Hidden Order in Vortex Matter: Searching for Hyperuniformity in Superconductors

Can a disordered system truly "suppress" its own fluctuations at large scales? This is the central mystery of hyperuniformity, a unique state of matter that sits between the perfect order of a crystal and the randomness of a gas. While theory suggests that long-range interactions are necessary to achieve hyperuniformity at thermal equilibrium, the vortex lattices in Type-II superconductors present a compelling paradox: they are compressible systems governed by short-range repulsions. In this talk, we investigate whether these vortex lines can achieve hyperuniformity despite their inherent disorder and the complexities of the pinning landscape.
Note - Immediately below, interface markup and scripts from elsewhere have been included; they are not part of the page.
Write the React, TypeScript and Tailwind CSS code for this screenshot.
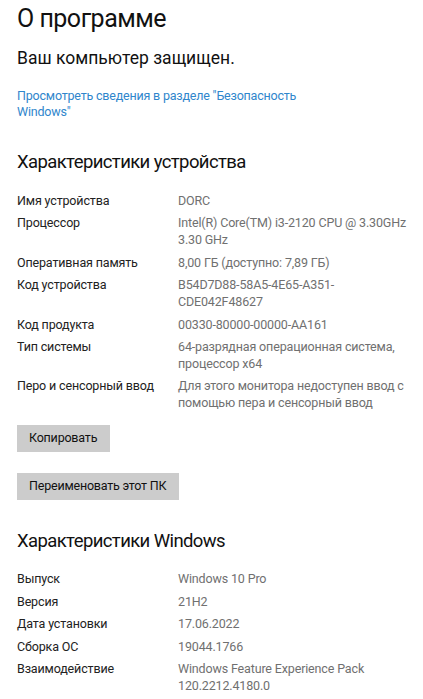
const font = { fontFamily: 'Roboto, "Noto Sans", sans-serif' };

type Row = { label: string; value: string[] };

const device: Row[] = [
  { label: "Имя устройства", value: ["DORC"] },
  { label: "Процессор", value: ["Intel(R) Core(TM) i3-2120 CPU @ 3.30GHz", "3.30 GHz"] },
  { label: "Оперативная память", value: ["8,00 ГБ (доступно: 7,89 ГБ)"] },
  { label: "Код устройства", value: ["B54D7D88-58A5-4E65-A351-", "CDE042F48627"] },
  { label: "Код продукта", value: ["00330-80000-00000-AA161"] },
  { label: "Тип системы", value: ["64-разрядная операционная система,", "процессор x64"] },
  { label: "Перо и сенсорный ввод", value: ["Для этого монитора недоступен ввод с", "помощью пера и сенсорный ввод"] },
];

const windows: Row[] = [
  { label: "Выпуск", value: ["Windows 10 Pro"] },
  { label: "Версия", value: ["21H2"] },
  { label: "Дата установки", value: ["17.06.2022"] },
  { label: "Сборка ОС", value: ["19044.1766"] },
  { label: "Взаимодействие", value: ["Windows Feature Experience Pack", "120.2212.4180.0"] },
];

function Specs({ rows, gap }: { rows: Row[]; gap: string }) {
  return (
    <div className={`flex flex-col ${gap}`}>
      {rows.map((r) => (
        <div key={r.label} className="flex text-[12.5px] leading-[17px] tracking-[-0.15px]">
          <div className="w-[161px] shrink-0 text-[#222]">{r.label}</div>
          <div className="whitespace-nowrap text-[#707070]">
            {r.value.map((v) => (
              <div key={v}>{v}</div>
            ))}
          </div>
        </div>
      ))}
    </div>
  );
}

export default function App() {
  return (
    <div className="min-h-[699px] w-[423px] overflow-hidden bg-white px-[17px] text-black" style={font}>
      <h1 className="pt-[2px] text-[25px] leading-[34px] tracking-[-0.5px] text-[#111]">О программе</h1>
      <p className="mt-[10px] text-[17.5px] leading-[24px] text-[#111]">Ваш компьютер защищен.</p>
      <a className="mt-[18px] block w-[300px] text-[12.5px] leading-[16px] tracking-[-0.2px] text-[#2f86cc]">
        Просмотреть сведения в разделе "Безопасность Windows"
      </a>

      <h2 className="mt-[29px] text-[18.5px] leading-[26px] tracking-[-0.6px] text-[#111]">
        Характеристики устройства
      </h2>
      <div className="mt-[17px]">
        <Specs rows={device} gap="gap-[5.4px]" />
      </div>

      <button className="mt-[14px] block h-[27px] bg-[#cccccc] pl-[12px] pr-[13px] text-[12.5px] tracking-[-0.2px] text-[#111]">
        Копировать
      </button>
      <button className="mt-[21px] block h-[27px] bg-[#cccccc] pl-[12px] pr-[13px] text-[12.5px] tracking-[-0.2px] text-[#111]">
        Переименовать этот ПК
      </button>

      <h2 className="mt-[28px] text-[18.5px] leading-[26px] tracking-[-0.6px] text-[#111]">
        Характеристики Windows
      </h2>
      <div className="mt-[16px]">
        <Specs rows={windows} gap="gap-[5.5px]" />
      </div>
    </div>
  );
}
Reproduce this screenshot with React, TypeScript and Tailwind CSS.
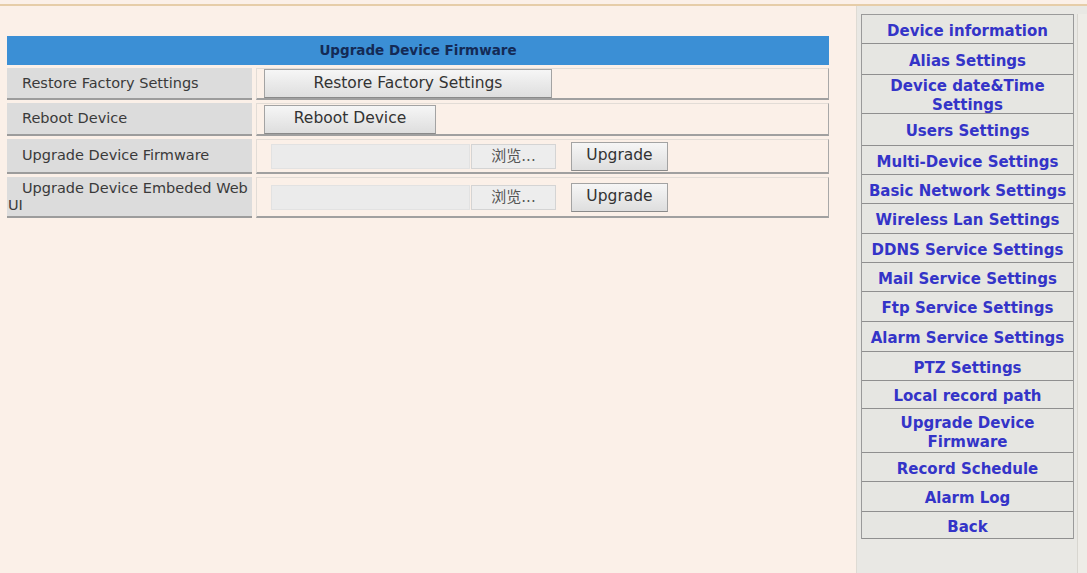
import React from 'react';

const menu: { label: string; h: string }[] = [
  { label: 'Device information', h: 'h-[29px]' },
  { label: 'Alias Settings', h: 'h-[31px]' },
  { label: 'Device date&Time Settings', h: 'h-[39px]' },
  { label: 'Users Settings', h: 'h-[32px]' },
  { label: 'Multi-Device Settings', h: 'h-[29px]' },
  { label: 'Basic Network Settings', h: 'h-[29px]' },
  { label: 'Wireless Lan Settings', h: 'h-[30px]' },
  { label: 'DDNS Service Settings', h: 'h-[29px]' },
  { label: 'Mail Service Settings', h: 'h-[29px]' },
  { label: 'Ftp Service Settings', h: 'h-[30px]' },
  { label: 'Alarm Service Settings', h: 'h-[30px]' },
  { label: 'PTZ Settings', h: 'h-[29px]' },
  { label: 'Local record path', h: 'h-[28px]' },
  { label: 'Upgrade Device Firmware', h: 'h-[44px]' },
  { label: 'Record Schedule', h: 'h-[29px]' },
  { label: 'Alarm Log', h: 'h-[30px]' },
  { label: 'Back', h: 'h-[27px]' },
];

function Button({ children, className }: { children: React.ReactNode; className: string }) {
  return (
    <button
      className={
        'flex items-center justify-center border border-[#a3a3a3] border-b-[#8a8a8a] bg-gradient-to-b from-[#f6f6f6] to-[#dedede] text-[15.5px] text-[#333] ' +
        className
      }
    >
      {children}
    </button>
  );
}

function FileField() {
  return (
    <div className="flex items-center">
      <div className="ml-[14px] h-[25px] w-[199px] border border-[#e2e2e2] bg-[#ebebeb]" />
      <div className="ml-[1px] flex h-[25px] w-[85px] items-center justify-center border border-[#d4d4d4] bg-[#ededed] text-[15px] text-[#555] font-['DejaVu_Sans','Noto_Sans_CJK_SC',sans-serif]">
        浏览...
      </div>
      <Button className="ml-[15px] h-[29px] w-[97px]">Upgrade</Button>
    </div>
  );
}

function Row({ label, h, children }: { label: React.ReactNode; h: string; children: React.ReactNode }) {
  return (
    <div className={'flex gap-[4px] ' + h}>
      <div className="flex w-[245px] shrink-0 items-center border-b-2 border-[#9c9c9c] bg-[#dcdcdc] pl-[1px] text-[14.5px] leading-[17px] text-[#3a3a3a]">
        <div className="indent-[14px] whitespace-nowrap">{label}</div>
      </div>
      <div className="flex flex-1 items-center border border-[#e2dcd6] border-b-2 border-b-[#a0a0a0] border-r-[#a8a8a8]">
        {children}
      </div>
    </div>
  );
}

export default function App() {
  return (
    <div className="flex h-[573px] w-[1087px] flex-col overflow-hidden bg-[#fbf0e8] font-['DejaVu_Sans',Verdana,sans-serif]">
      <div className="h-[4px]" />
      <div className="h-[2px] bg-[#e6cda8]" />
      <div className="flex flex-1">
        <main className="w-[856px] shrink-0 pl-[7px] pr-[27px] pt-[30px]">
          <div className="flex h-[29px] items-center justify-center bg-[#3b8fd5] text-[13.5px] font-bold text-[#142a55]">
            Upgrade Device Firmware
          </div>
          <div className="mt-[3px] flex flex-col gap-[3px]">
            <Row label="Restore Factory Settings" h="h-[32px]">
              <Button className="ml-[7px] h-[29px] w-[288px]">Restore Factory Settings</Button>
            </Row>
            <Row label="Reboot Device" h="h-[33px]">
              <Button className="ml-[7px] h-[29px] w-[172px]">Reboot Device</Button>
            </Row>
            <Row label="Upgrade Device Firmware" h="h-[35px]">
              <FileField />
            </Row>
            <Row
              label={
                <>
                  Upgrade Device Embeded Web
                  <br />
                  UI
                </>
              }
              h="h-[41px]"
            >
              <FileField />
            </Row>
          </div>
        </main>
        <aside className="flex flex-1 border-l border-[#dedbd4] bg-[#e9e8e4] pt-[8px]">
          <div className="flex-1 pl-[4px]">
            <div className="w-[213px] border border-[#9a9a9a] border-b-0">
              {menu.map((m) => (
                <div
                  key={m.label}
                  className={
                    'flex items-center justify-center border-b border-[#8f8f8f] bg-[#e6e6e2] px-[3px] pt-[4px] text-center text-[15px] font-bold leading-[19px] text-[#3434c8] ' +
                    m.h
                  }
                >
                  {m.label}
                </div>
              ))}
            </div>
          </div>
          <div className="w-[10px] border-l border-[#d8d6d0] bg-[#eeece7]" />
        </aside>
      </div>
    </div>
  );
}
We explore the structural signatures of vortex matter in Bi2Sr2CaCu2O{8+delta} samples, ranging from pristine crystals to those riddled with defects from electron and heavy-ion irradiation. By analyzing surface patterns through the lens of hydrodynamic theory and numerical simulations, we probe the "memory" of these systems as they are cooled into glassy phases. Does the large-scale density of a vortex liquid ever truly become uniform, or do finite-size effects and elastic crossovers destroy this hidden order? We will present experimental evidence from magnetic decoration imaging that challenges our understanding of how order emerges in complex, many-body systems.